Research shows that cultivating skills that are grounded in mindfulness can help young people improve their mental health and help them form positive friendships, manage difficult emotions, and get unstuck from bad habits.
However, it’s not just students who benefit from mindfulness. Studies conducted by renowned performance coach Dr Adam Fraser have revealed far-reaching benefits for school staff.
In 2018, after deciding that a new approach had to be taken to addressing the worsening mental health of Australia’s school leaders, Berry Public School principal Bob Willetts engaged Dr Fraser in 2018 to use his research – a collaboration that would soon give rise to the Flourish Movement.
According to research by Deakin University, the ‘Flourish’ program has seen a 91% increase in boundary strength (not letting work affect family), 50% increase in time spent on strategy and a decrease of 20% in stress levels.
While principals, teachers and support staff were pushed to the limit during the intense transition to remote and flexible learning in 2020, reports have shown that most schools did a remarkable job and are now progressing well with hybrid models of learning.
Fortunately, says Willetts, 2021 has been generally more settled for NSW leaders compared to this time in 2020.
“It has been particularly positive returning to face-to-face meetings and professional learning activities this term to enhance collegial support and social capital,” Willetts told The Educator.
“We don’t think school leaders have fully recovered from 2020 and are operating under increased allostatic load due to the increased stressors and possibility of returning to lockdown”.
This year, the NSW Education Department has been working with the NSWPPA to reduce workload by managing the policy implementation schedule.
Willetts said this has been “a very positive step” which has allowed school leaders to focus on developing and implementing their new school plans.
A process – not a panacea
For those principals who are still feeling the pinch of the changes brought about by the COVID-19 pandemic, Willetts said mindfulness can have positive benefits for health, wellbeing, focus and cognition. However, he said people should guard against seeing mindfulness as a panacea or absolute solution for wellbeing.

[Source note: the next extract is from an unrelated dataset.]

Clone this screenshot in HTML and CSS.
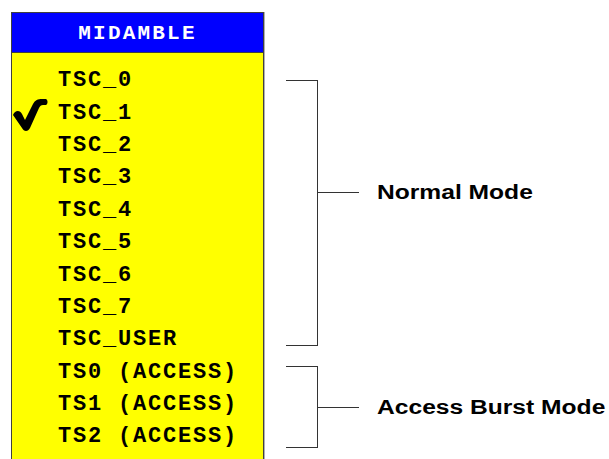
FILE: index.html
```html
<!DOCTYPE html>
<html lang="en">
<head>
    <meta charset="UTF-8">
    <meta name="viewport" content="width=device-width, initial-scale=1.0">
    <title>Midamble</title>
    <link rel="stylesheet" href="styles.css">
</head>
<body>
    <div class="page">
        <div class="menu">
            <div class="menu-title">MIDAMBLE</div>
            <ul class="menu-list">
                <li class="item"><span class="mark"></span><span class="label">TSC_0</span></li>
                <li class="item">
                    <span class="mark">
                        <svg width="36" height="33" viewBox="0 0 36 33">
                            <path d="M1,16 C3,11 8,11 10,15 L13,21 L21,5 C23,1 26,0 30,0 L34,0 C36,1 36,5 34,6 L31,6 C29,6 28,7 27,9 L18,29 C16,33 12,33 10,29 Z" fill="#000"/>
                        </svg>
                    </span>
                    <span class="label">TSC_1</span>
                </li>
                <li class="item"><span class="mark"></span><span class="label">TSC_2</span></li>
                <li class="item"><span class="mark"></span><span class="label">TSC_3</span></li>
                <li class="item"><span class="mark"></span><span class="label">TSC_4</span></li>
                <li class="item"><span class="mark"></span><span class="label">TSC_5</span></li>
                <li class="item"><span class="mark"></span><span class="label">TSC_6</span></li>
                <li class="item"><span class="mark"></span><span class="label">TSC_7</span></li>
                <li class="item"><span class="mark"></span><span class="label">TSC_USER</span></li>
                <li class="item"><span class="mark"></span><span class="label">TS0 (ACCESS)</span></li>
                <li class="item"><span class="mark"></span><span class="label">TS1 (ACCESS)</span></li>
                <li class="item"><span class="mark"></span><span class="label">TS2 (ACCESS)</span></li>
            </ul>
        </div>
        <div class="notes">
            <div class="group group-normal">
                <div class="bracket"></div>
                <div class="callout">
                    <span class="tick"></span>
                    <span class="caption">Normal Mode</span>
                </div>
            </div>
            <div class="group group-access">
                <div class="bracket"></div>
                <div class="callout">
                    <span class="tick"></span>
                    <span class="caption">Access Burst Mode</span>
                </div>
            </div>
        </div>
    </div>
</body>
</html>
```

FILE: styles.css
```css
body {
    margin: 0;
    padding: 0;
    background-color: #ffffff;
    overflow: hidden;
}

.page {
    display: flex;
    align-items: flex-start;
    gap: 22px;
    padding: 12px 0 0 11px;
    height: 459px;
    box-sizing: border-box;
}

.menu {
    width: 253px;
    height: 447px;
    box-sizing: border-box;
    background-color: #ffff00;
    border: 1px solid #404040;
    border-bottom: none;
    box-shadow: 1px 0 0 #b0b0b0;
}

.menu-title {
    height: 40px;
    box-sizing: border-box;
    padding-top: 3px;
    background-color: #0000ff;
    border-bottom: 1px solid #404040;
    color: #ffffff;
    font-family: "Liberation Mono", monospace;
    font-weight: bold;
    font-size: 21px;
    letter-spacing: 2.2px;
    line-height: 36px;
    text-align: center;
}

.menu-list {
    list-style: none;
    margin: 0;
    padding: 11.5px 0 0 0;
}

.item {
    display: flex;
    align-items: center;
    height: 32.4px;
    font-family: "Liberation Mono", monospace;
    font-weight: bold;
    font-size: 22px;
    letter-spacing: 1.8px;
    color: #000000;
}

.mark {
    width: 46px;
    display: flex;
    justify-content: flex-end;
    padding-right: 10px;
    box-sizing: border-box;
}

.mark svg {
    display: block;
    margin-top: 4px;
}

.notes {
    display: flex;
    flex-direction: column;
    gap: 20px;
    margin-top: 68px;
}

.group {
    display: flex;
}

.group-normal .bracket {
    height: 266px;
}

.group-normal .callout {
    margin-top: 101px;
}

.group-access .bracket {
    height: 82px;
}

.group-access .callout {
    align-self: center;
}

.bracket {
    width: 32px;
    box-sizing: border-box;
    border: 1px solid #333333;
    border-left: none;
}

.callout {
    display: flex;
    align-items: center;
    gap: 18px;
    height: 22px;
}

.tick {
    width: 41px;
    height: 1px;
    background-color: #333333;
}

.caption {
    font-family: "Liberation Sans", Arial, sans-serif;
    font-weight: bold;
    font-size: 20px;
    color: #000000;
    white-space: nowrap;
    transform: scaleX(1.23);
    transform-origin: left center;
}
```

“What we know is that mindfulness is only one of many wellbeing levers. It is best implemented as part of a more wholistic approach to health and wellbeing which addresses all aspects of recovery, mindsets and managing workflow,” he said.
“For example, there is no point trying to practice mindfulness if you are constantly overwhelmed and don’t create any boundaries that allow you to practice”.
Willetts said one participant in a Flourish workshop last week spoke of a “ripple effect” where managing one aspect of his wellbeing naturally positively impacted on another.
“We are finding that people implement mindfulness strategies in a variety of ways, from formal programs, to using apps, through to less formal strategies, all of which are being reported as having benefits,” he said.
Willetts said his main regular personal mindfulness strategy involves surfing, managing his breathing, being still and present, fully noticing his physical and emotional state, and his surroundings.
“I have a process I go through every session which increases my enjoyment of surfing, as well as my overall sense of wellbeing”.